Great. What a vision.
Building energy labels are not perfect. In fact, they are far from perfect. The European EPCs suffer from many shortcomings. But they represent an important step in providing transparency into an otherwise notoriously intransparent market. There is no doubt that buildings are increasingly the focus of global policies related to energy use and climate change. These policies will consist of a mix of prescriptive building codes (Europe wants zero net energy by 2020), demand side management (for example, incentives provided by utilities), and attempts to influence investment behavior. Policies will also include measures that will be painful, such as restrictions on transactions of inefficient buildings (the UK is taking the lead here: with effect from April 1 2018 it will be unlawful to let buildings with an EPC rating of F or G), or mandatory audits and improvements for commercial building owners.

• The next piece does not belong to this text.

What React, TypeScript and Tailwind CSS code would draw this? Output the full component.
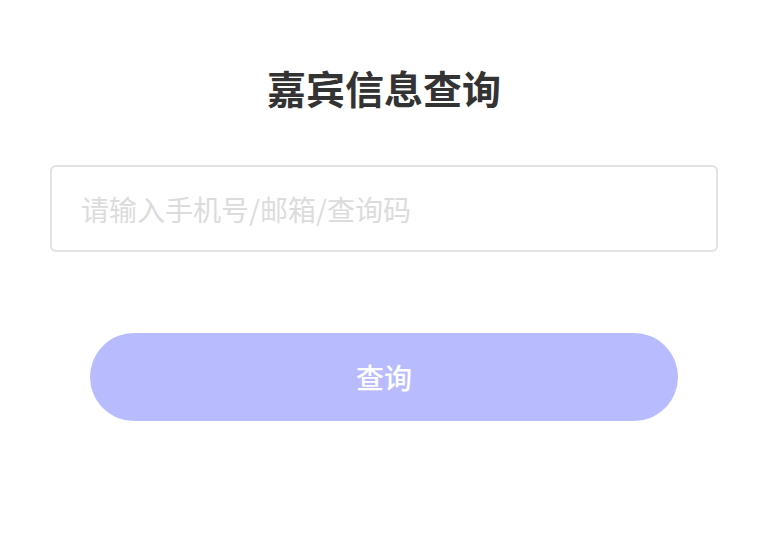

Of course, this would all be unnecessary if the externality effects of energy consumption were appropriately priced (reflecting the social cost of energy generation). But, well, rather than going down that politically unpalatable road, national and state governments like indirect, winding paths much better. Even if they're unsure about the challenges ahead.
* a little note of caution: even though some of these studies are "academic," they've been funded by industry associations or lobby groups. External funding in academia is not new (in fact, it is increasingly common with shrinking government budgets, and I'm an avid user of such funds), but I'm always a little weary when a brand promotes its products with "independent research."